Historically, Israel paid its non-profit hospitals on a per-diem (PD) basis. Recently, like other OECD countries, Israel has moved to activity-based payments. While most countries have adopted a diagnostic-related group (DRG) payment system, Israel has chosen a procedure-related group (PRG) system. This differs from the DRG system because it classifies patients by procedure rather than diagnosis.
In Israel, the PRG system was found to be more feasible given the lack of data and information needed in the DRG classification system. The Ministry of Health (MoH) chose a payment scheme that depends only on in-house creation of PRG codes and costing, thus avoiding dependence on hospital data. The PRG tariffs are priced by a joint Health, Finance ministry commission and updated periodically. Moreover, PRGs are believed to achieve the same main efficiency objectives as DRGs: increasing the volume of activity, shortening unnecessary hospitalization days, and reducing the gaps between the costs and prices of activities. The PRG system is being adopted through an incremental reform that started in 2002 and was accelerated in 2010.

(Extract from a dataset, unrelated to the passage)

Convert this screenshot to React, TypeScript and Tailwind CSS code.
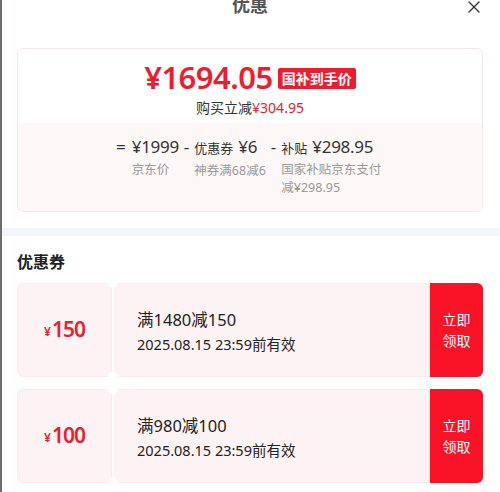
import { X } from 'lucide-react';

const font = { fontFamily: '"Noto Sans", "Noto Sans CJK SC", sans-serif' };

type Coupon = { amount: string; rule: string; expire: string };

const coupons: Coupon[] = [
  { amount: '150', rule: '满1480减150', expire: '2025.08.15 23:59前有效' },
  { amount: '100', rule: '满980减100', expire: '2025.08.15 23:59前有效' },
];

function CouponCard({ c }: { c: Coupon }) {
  return (
    <div className="flex h-[94px] w-full">
      {/* stub */}
      <div className="relative flex w-[95px] items-center justify-center rounded-l-md border border-[#fbe9ec] bg-[#fdf3f5] text-[#e8202f]">
        <span className="mr-[1px] mt-[4px] text-[12px] font-semibold">¥</span>
        <span className="text-[21px] font-semibold tracking-[-1px]">{c.amount}</span>
      </div>
      {/* notch */}
      <div className="relative w-[2px] bg-white">
        <div className="absolute -left-[3px] -top-[3px] h-[8px] w-[8px] rotate-45 bg-white" />
        <div className="absolute -bottom-[3px] -left-[3px] h-[8px] w-[8px] rotate-45 bg-white" />
      </div>
      {/* body */}
      <div className="flex flex-1 flex-col justify-center rounded-l-[4px] border-y border-[#fbe9ec] bg-[#fdf3f5] pl-[23px] pt-[3px] text-[#222]">
        <div className="text-[16.5px] leading-[24px]">{c.rule}</div>
        <div className="text-[14.5px] leading-[24px]">{c.expire}</div>
      </div>
      <button className="flex w-[53px] flex-col items-center justify-center rounded-r-md bg-[#fa1226] text-[14px] leading-[21px] text-white">
        <span>立即</span>
        <span>领取</span>
      </button>
    </div>
  );
}

export default function App() {
  return (
    <div className="relative h-[492px] w-[500px] overflow-hidden bg-white" style={font}>
      {/* page behind sheet */}
      <div className="absolute left-0 top-0 h-full w-[2px] bg-[#6b6f6c]" />

      {/* header */}
      <div className="relative -mt-[9px] flex h-[28px] items-center justify-center">
        <h2 className="text-[18px] font-bold text-[#555]">优惠</h2>
        <X className="absolute right-[16px] top-[6px] h-[20px] w-[20px] text-[#333]" strokeWidth={1.6} />
      </div>

      {/* price summary */}
      <div className="mx-[17px] mt-[29px] overflow-hidden rounded-md border border-[#f7e6e8]">
        <div className="flex flex-col items-center bg-white pb-[5px] pt-[10px]">
          <div className="flex h-[36px] items-center">
            <span className="text-[31px] font-semibold leading-[36px] tracking-[-0.5px] text-[#ee1c2e]">¥1694.05</span>
            <span className="ml-[5px] mt-[2px] rounded-[2px] bg-[#ee1c2e] px-[4px] text-[14px] font-bold leading-[21px] text-white">
              国补到手价
            </span>
          </div>
          <div className="mt-[3px] text-[14px] leading-[20px] text-[#333]">
            购买立减<span className="text-[#e8202f]">¥304.95</span>
          </div>
        </div>
        <div className="flex h-[88px] bg-[#fdf7f7] pl-[98px] pt-[11px] text-[#333]">
          <div className="flex items-start">
            <span className="mr-[6px] text-[17px] leading-[26px]">=</span>
            <div className="flex flex-col">
              <span className="text-[17px] leading-[26px] tracking-[-0.3px]">¥1999</span>
              <span className="text-[12.5px] leading-[20px] text-[#999]">京东价</span>
            </div>
            <span className="mx-[5px] text-[17px] leading-[26px]">-</span>
            <div className="flex flex-col">
              <span className="whitespace-nowrap leading-[26px]">
                <span className="text-[13px]">优惠券</span>
                <span className="ml-[5px] text-[17px] tracking-[-0.3px]">¥6</span>
              </span>
              <span className="text-[12.5px] leading-[20px] text-[#999]">神券满68减6</span>
            </div>
            <span className="mx-[5px] text-[17px] leading-[26px]">-</span>
            <div className="flex w-[102px] flex-col">
              <span className="whitespace-nowrap leading-[26px]">
                <span className="text-[13px]">补贴</span>
                <span className="ml-[5px] text-[17px] tracking-[-0.3px]">¥298.95</span>
              </span>
              <span className="text-[12.5px] leading-[18px] text-[#999]">国家补贴京东支付减¥298.95</span>
            </div>
          </div>
        </div>
      </div>

      <div className="mt-[16px] h-[8px] bg-[#f5f6fa]" />

      {/* coupons */}
      <div className="px-[17px]">
        <h3 className="mt-[16px] text-[16px] font-bold leading-[20px] text-[#222]">优惠券</h3>
        <div className="mt-[11px] flex flex-col gap-[12px]">
          {coupons.map((c) => (
            <CouponCard key={c.amount} c={c} />
          ))}
        </div>
      </div>
    </div>
  );
}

The Israeli MoH involved the main players in the hospital market in the consolidation of this potentially controversial reform in order to avoid opposition. The reform was implemented incrementally in order to preserve the balance of resource allocation and overall expenditures of the system, thus becoming budget neutral. Yet, as long as gaps remain between marginal costs and prices of procedures, PRGs will not attain all their objectives. Moreover, it is still crucial to refine PRG rates to reflect the severity of cases, in order to tackle incentives for selection of patients within each procedure.